Para conseguir um olhar mais íntimo e menos intimidador, o diretor deixou câmeras com sete adolescentes de diferentes condições sociais para que gravassem durante uma semana suas empregadas domésticas em seus respectivos trabalhos. O material bruto entregue para o diretor traz à tona as relações de poder que muitas vezes se emaranham com questões afetivas das empregadas em relação aos patrões e vice- e-versa.

Os adolescentes se apresentam e contam há quanto tempo suas empregadas trabalham em suas casas: “Ela é da família”, “está aqui desde que nasci” são frases comuns no documentário, cuja riqueza, longe de ser qualquer aspecto técnico, está na diversidade dos personagens retratados e na maneira que entrevistados (domésticas) e entrevistadores (os “patrõezinhos”) se relacionam.

As imagens amadoras chegam a incomodar no início, mas quando embarcamos nas histórias e em todas as nuances das relações, a questão técnica vira um mero detalhe.
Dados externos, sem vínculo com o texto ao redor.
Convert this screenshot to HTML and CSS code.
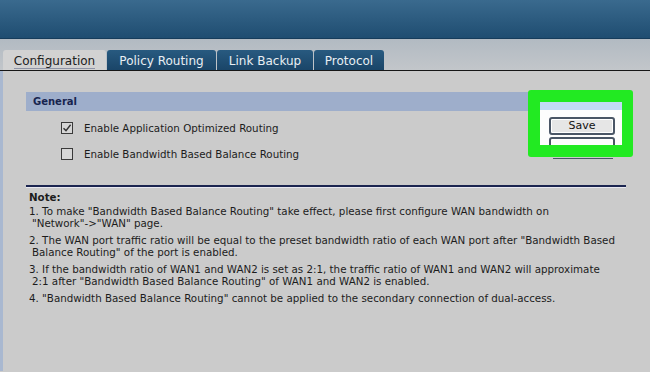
FILE: index.html
```html
<!DOCTYPE html>
<html lang="en">
<head>
    <meta charset="UTF-8">
    <title>Load Balancing</title>
    <link rel="stylesheet" href="styles.css">
</head>
<body>
<div class="header"></div>
<ul class="tabs">
    <li class="tab active"><span>Configuration</span></li>
    <li class="tab">Policy Routing</li>
    <li class="tab">Link Backup</li>
    <li class="tab">Protocol</li>
</ul>
<div class="content">
    <div class="panel">
        <div class="panel-title">General</div>
        <div class="options">
            <label class="option">
                <span class="check checked">
                    <svg width="10" height="10" viewBox="0 0 10 10"><path d="M1.5 5.2 L4 7.6 L8.6 1.8" fill="none" stroke="#333" stroke-width="1.4"/></svg>
                </span>
                Enable Application Optimized Routing
            </label>
            <label class="option">
                <span class="check"></span>
                Enable Bandwidth Based Balance Routing
            </label>
        </div>
        <div class="highlight">
            <div class="window">
                <div class="window-strip"></div>
                <div class="btn">Save</div>
                <div class="btn btn-hidden"></div>
            </div>
            <div class="peek"></div>
        </div>
    </div>
    <div class="rule"></div>
    <div class="notes">
        <div class="notes-title">Note:</div>
        <div class="note">1. To make "Bandwidth Based Balance Routing" take effect, please first configure WAN bandwidth on<br>"Network"-&gt;"WAN" page.</div>
        <div class="note">2. The WAN port traffic ratio will be equal to the preset bandwidth ratio of each WAN port after "Bandwidth Based<br>Balance Routing" of the port is enabled.</div>
        <div class="note">3. If the bandwidth ratio of WAN1 and WAN2 is set as 2:1, the traffic ratio of WAN1 and WAN2 will approximate<br>2:1 after "Bandwidth Based Balance Routing" of WAN1 and WAN2 is enabled.</div>
        <div class="note">4. "Bandwidth Based Balance Routing" cannot be applied to the secondary connection of dual-access.</div>
    </div>
</div>
</body>
</html>
```

FILE: styles.css
```css
body, ul, li {
    margin: 0;
    padding: 0;
    list-style: none;
}

body {
    width: 650px;
    height: 372px;
    overflow: hidden;
    background-color: #cbcbcb;
    font-family: "DejaVu Sans", Verdana, sans-serif;
    color: #1c1c1c;
}

.header {
    height: 38px;
    background: linear-gradient(#3a6a8e, #1f4d71);
    border-bottom: 1px solid #163c5b;
}

.tabs {
    display: flex;
    height: 20px;
    padding: 11px 0 0 3px;
    background: linear-gradient(#b2bac2, #c2c6ca);
    border-bottom: 1px solid #161616;
}

.tab {
    width: 109px;
    margin-right: 1px;
    background: linear-gradient(#285a80, #1a4568);
    border-radius: 3px 3px 0 0;
    color: #e9eef3;
    font-size: 12px;
    line-height: 22px;
    text-align: center;
}

.tab:nth-child(3) {
    width: 96px;
}

.tab:nth-child(4) {
    width: 70px;
}

.tab.active {
    width: 103px;
    background: #d2d2d2;
    color: #202020;
}

.tab.active span {
    border-bottom: 1px solid #8f94a6;
}

.content {
    height: 279px;
    border-left: 3px solid #a9b8d0;
    padding: 21px 24px 0 23px;
}

.panel {
    position: relative;
}

.panel-title {
    height: 19px;
    padding-left: 7px;
    background-color: #9eaecb;
    color: #17244f;
    font-size: 10px;
    font-weight: bold;
    line-height: 19px;
}

.options {
    padding: 7px 0 0 35px;
}

.option {
    display: flex;
    align-items: center;
    height: 20px;
    margin-bottom: 6px;
    font-size: 10.3px;
}

.check {
    display: flex;
    align-items: center;
    justify-content: center;
    width: 10px;
    height: 10px;
    margin-right: 11px;
    border: 1px solid #3a3a3a;
    background-color: #d6d6d6;
}

.highlight {
    position: absolute;
    top: -2px;
    left: 502px;
    width: 82px;
    height: 43px;
    padding: 12px 11px 12px 12px;
    border-radius: 3px;
    background-color: #22ea22;
}

.window {
    height: 43px;
    overflow: hidden;
    background-color: #fdfdfd;
}

.window-strip {
    height: 8px;
    background-color: #c3dbf6;
}

.btn {
    width: 62px;
    height: 14px;
    margin: 7px 0 0 9px;
    border: 2px solid #4a5666;
    border-radius: 3px;
    background-color: #e6e6e6;
    box-shadow: inset 0 0 0 1px #ffffff;
    color: #111;
    font-size: 11px;
    line-height: 14px;
    text-align: center;
}

.btn-hidden {
    height: 20px;
    margin-top: 2px;
    background-color: #fdfdfd;
}

.peek {
    width: 60px;
    height: 1px;
    margin: 12px 0 0 13px;
    border-bottom: 1px solid #4a5666;
}

.rule {
    height: 2px;
    margin-top: 21px;
    background-color: #1b2550;
    border-bottom: 1px solid #e8e8f0;
}

.notes {
    padding: 3px 0 0 3px;
    font-size: 10.3px;
    line-height: 12px;
}

.notes-title {
    font-weight: bold;
    margin-bottom: 2px;
}

.note {
    padding-left: 3px;
    text-indent: -3px;
    margin-bottom: 5px;
}
```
Antes de entrar na sala de cinema, é preciso conhecer a proposta do diretor para se deixar levar pelas histórias: da patroa que na infância era a melhor amiga da atual empregada; a relação da senhora que cuida do filho de sua ajudante como se fosse seu; a vergonha e o constrangimento do empregado doméstico que tem sua história pessoal devassada pela chefe; da doméstica que cuida da casa e dos filhos de uma doméstica…

Apesar de não se tratar de um filme de denúncia, a violência contra a mulher, o trabalho infantil, e solidão são recorrentes no discurso dessas mulheres. Fica clara a intenção do diretor de mostrar que a profissão é, de alguma forma, atrelada à pobreza e como a sociedade encara com naturalidade péssimas condições de trabalho. É considerado normal, por exemplo, oferecer o minúsculo quarto dos fundos para as ajudantes, fazer com que não comam junto dos patrões e não dar folga durante muito tempo. Afinal, o morar, o comer e o viver dessas profissionais vêm depois do morar bem, comer bem e do viver bem de seus “senhores”.
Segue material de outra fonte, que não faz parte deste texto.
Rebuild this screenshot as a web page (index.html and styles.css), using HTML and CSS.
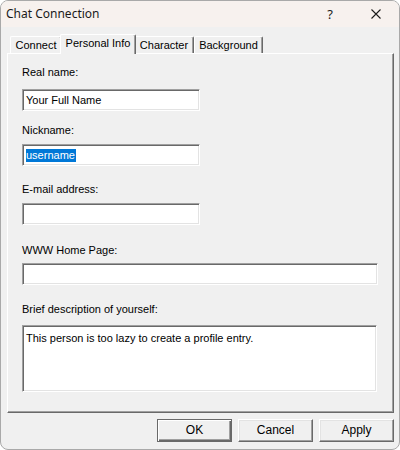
FILE: index.html
```html
<!DOCTYPE html>
<html>
<head>
<meta charset="utf-8">
<link rel="stylesheet" href="styles.css">
</head>
<body>
<div class="window">
  <div class="titlebar">
    <span class="title">Chat Connection</span>
    <span class="cap-btn help">?</span>
    <span class="cap-btn close">
      <svg width="10" height="10" viewBox="0 0 10 10"><path d="M0.5 0.5 L9.5 9.5 M9.5 0.5 L0.5 9.5" stroke="#1b1b1b" stroke-width="1.1" fill="none"/></svg>
    </span>
  </div>
  <div class="body">
    <div class="tabs">
      <div class="tab tab-connect">Connect</div>
      <div class="tab tab-personal active">Personal Info</div>
      <div class="tab tab-character">Character</div>
      <div class="tab tab-background">Background</div>
    </div>
    <div class="panel">
      <div class="field field-real">
        <div class="label">Real name:</div>
        <div class="input short">Your Full Name</div>
      </div>
      <div class="field field-nick">
        <div class="label">Nickname:</div>
        <div class="input short"><span class="sel">username</span></div>
      </div>
      <div class="field field-email">
        <div class="label">E-mail address:</div>
        <div class="input short"></div>
      </div>
      <div class="field field-www">
        <div class="label">WWW Home Page:</div>
        <div class="input long"></div>
      </div>
      <div class="field field-brief">
        <div class="label">Brief description of yourself:</div>
        <div class="input area">This person is too lazy to create a profile entry.</div>
      </div>
    </div>
    <div class="buttons">
      <div class="btn default">OK</div>
      <div class="btn">Cancel</div>
      <div class="btn">Apply</div>
    </div>
  </div>
</div>
</body>
</html>
```

FILE: styles.css
```css
* { box-sizing: border-box; }
html, body { margin: 0; padding: 0; background: #ffffff; }
body {
  width: 400px;
  height: 450px;
  font-family: "Liberation Sans", Arial, sans-serif;
  font-size: 11px;
  color: #000;
}
.window {
  width: 400px;
  height: 450px;
  border: 1px solid #a9a9a9;
  border-radius: 8px;
  background: #f0f0f0;
  overflow: hidden;
  display: flex;
  flex-direction: column;
}
.titlebar {
  height: 26px;
  background: #f7f1ee;
  display: flex;
  align-items: center;
  flex: none;
}
.title {
  flex: 1;
  padding-left: 5px;
  font-family: "Noto Sans", "Open Sans", sans-serif;
  font-size: 12px;
  color: #1a1a1a;
  line-height: 16px;
}
.cap-btn {
  width: 46px;
  height: 26px;
  display: flex;
  align-items: center;
  justify-content: center;
  font-family: "Noto Sans", sans-serif;
  font-size: 13px;
  color: #1a1a1a;
}
.close svg { display: block; }
.body {
  flex: 1;
  display: flex;
  flex-direction: column;
  padding: 7px 0 0 6px;
}
.tabs {
  height: 19px;
  display: flex;
  align-items: flex-end;
  padding-left: 3px;
  position: relative;
  z-index: 2;
}
.tab {
  height: 17px;
  line-height: 16px;
  text-align: center;
  white-space: nowrap;
  background: #f0f0f0;
  border-top: 1px solid #ffffff;
  border-left: 1px solid #ffffff;
  border-right: 1px solid #696969;
  box-shadow: inset -1px 0 #a0a0a0;
  border-radius: 2px 2px 0 0;
}
.tab-connect { width: 52px; }
.tab-personal { width: 76px; }
.tab-character { width: 60px; }
.tab-background { width: 69px; }
.tab.active {
  height: 20px;
  margin: 0 -2px -1px -2px;
  padding-bottom: 3px;
  line-height: 16px;
  position: relative;
  z-index: 3;
}
.panel {
  width: 387px;
  height: 360px;
  border: 1px solid;
  border-color: #ffffff #696969 #696969 #ffffff;
  box-shadow: inset -1px -1px #a0a0a0;
  padding: 12px 0 0 14px;
  display: flex;
  flex-direction: column;
  flex: none;
}
.field { display: flex; flex-direction: column; }
.label { height: 13px; line-height: 13px; white-space: nowrap; }
.input {
  height: 22px;
  background: #ffffff;
  border: 1px solid;
  border-color: #a0a0a0 #ffffff #ffffff #a0a0a0;
  box-shadow: inset 1px 1px #696969, inset -1px -1px #e3e3e3;
  padding: 2px 3px 0 3px;
  line-height: 16px;
  white-space: nowrap;
}
.input.short { width: 178px; }
.input.long { width: 356px; }
.input.area { width: 355px; height: 67px; padding-top: 4px; }
.sel { background: #0078d7; color: #ffffff; display: inline-block; line-height: 13px; height: 13px; padding-right: 1px; margin-top: 1px; }
.field-real .label { margin-bottom: 10px; }
.field-nick { margin-top: 13px; }
.field-nick .label { margin-bottom: 7px; }
.field-email { margin-top: 17px; }
.field-email .label { margin-bottom: 7px; }
.field-www { margin-top: 19px; }
.field-www .label { margin-bottom: 6px; }
.field-brief { margin-top: 18px; }
.field-brief .label { margin-bottom: 9px; }
.buttons {
  width: 387px;
  display: flex;
  justify-content: flex-end;
  gap: 6px;
  margin-top: 6px;
}
.btn {
  width: 75px;
  height: 23px;
  line-height: 20px;
  text-align: center;
  background: #f0f0f0;
  border: 1px solid;
  border-color: #ffffff #696969 #696969 #ffffff;
  box-shadow: inset -1px -1px #a0a0a0, inset 1px 1px #e3e3e3;
  font-size: 12px;
}
.btn.default {
  border-color: #696969;
  box-shadow: inset 1px 1px #ffffff, inset -1px -1px #696969, inset -2px -2px #a0a0a0;
}
```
Mesmo assim, poucas no filme deixam transparecer um descontentamento. Ao contrário. “Se não fosse bom trabalhar aqui, eu não estaria aqui há 13 anos, né? Mais tempo eu passei aqui do que eu passei com a minha mãe”, diz Gracinha que, na teoria, tira folga a cada 15 dias para ir visitar a família. “Mas eu tenho que ficar aqui quando alguém viaja, quando sua vó adoece…”, declara para a adolescente, filha de seus patrões.

No começo do ano passado, em que o documentário foi filmado, Gracinha não pôde ir para sua casa durante três meses. “O que ninguém imaginava era que esses seriam os últimos meses do meu filho, o único filho que eu tinha, que foi assassinado. E eu quase não fiquei com ele esse ano”, afirma a doméstica que, como a maioria das outras, fazem do ambiente de trabalho também sua moradia. Como que para se recompor, em seguida apresenta o ventilador e sua cama, cujo colchão – “ortopédico!” – a patroa lhe presenteou. “É por isso que eu me sinto em casa.”

Documentário Doméstica

  • Direção e concepção: Gabriel Mascaro
  • Produção: Rachel Ellis
  • Montagem: Eduardo Serrano
  • Com: Dilma dos Santos Souza, Flávia Santos Silva, Helena Araújo, Lucimar Roza, Maria das Graças Almeida, Sérgio de Jesus e Vanuza de Oliveira
  • Fotografia: Alana Santos Fahel, Ana Beatriz de Oliveira, Jenifer Rodrigues Régis, Juana Souza de Castro, Luiz Felipe Godinho, Perla Sachs Kindi, Claudomiro Canaleo Neto
  • Pesquisa e produção local: Carolina Fernandes (Manaus), Livia de Melo (Recife), Marcelo Grabowsky (Rio de Janeiro), Isabel Veiga (Rio de Janeiro), Marcella Sneider (São Paulo), Natalice Sales (Salvador), Tiago de Aragão (Brasilia)
  • Duração: 70 min

Não dá para não se incomodar com o constrangimento de Lucimar quando questionada se era feliz e sobre como a relação pessoal se deteriorou depois que veio trabalhar com a patroa e amiga de infância. Pior ainda quando a chefe de Sérgio expõe os problemas de família dele sem pedir permissão. “Não sei se ele me autoriza, mas como sou eu quem está falando, vou falar.” O olhar cabisbaixo do empregado chega a dar um nó no estômago.

Relações como essas apresentadas pelo filme de Mascaro se desenrolam todos os dias nas casas de milhares de brasileiros. Segundo o Instituto Brasileiro de Geografia e Estatística (IBGE), existem cerca de 7 milhões de mulheres trabalhando como empregadas domésticas no país. O que o documentário faz é apresentar um microcosmo de uma profissão que ainda guarda resquícios de uma cultura escravocrata em pleno século 21.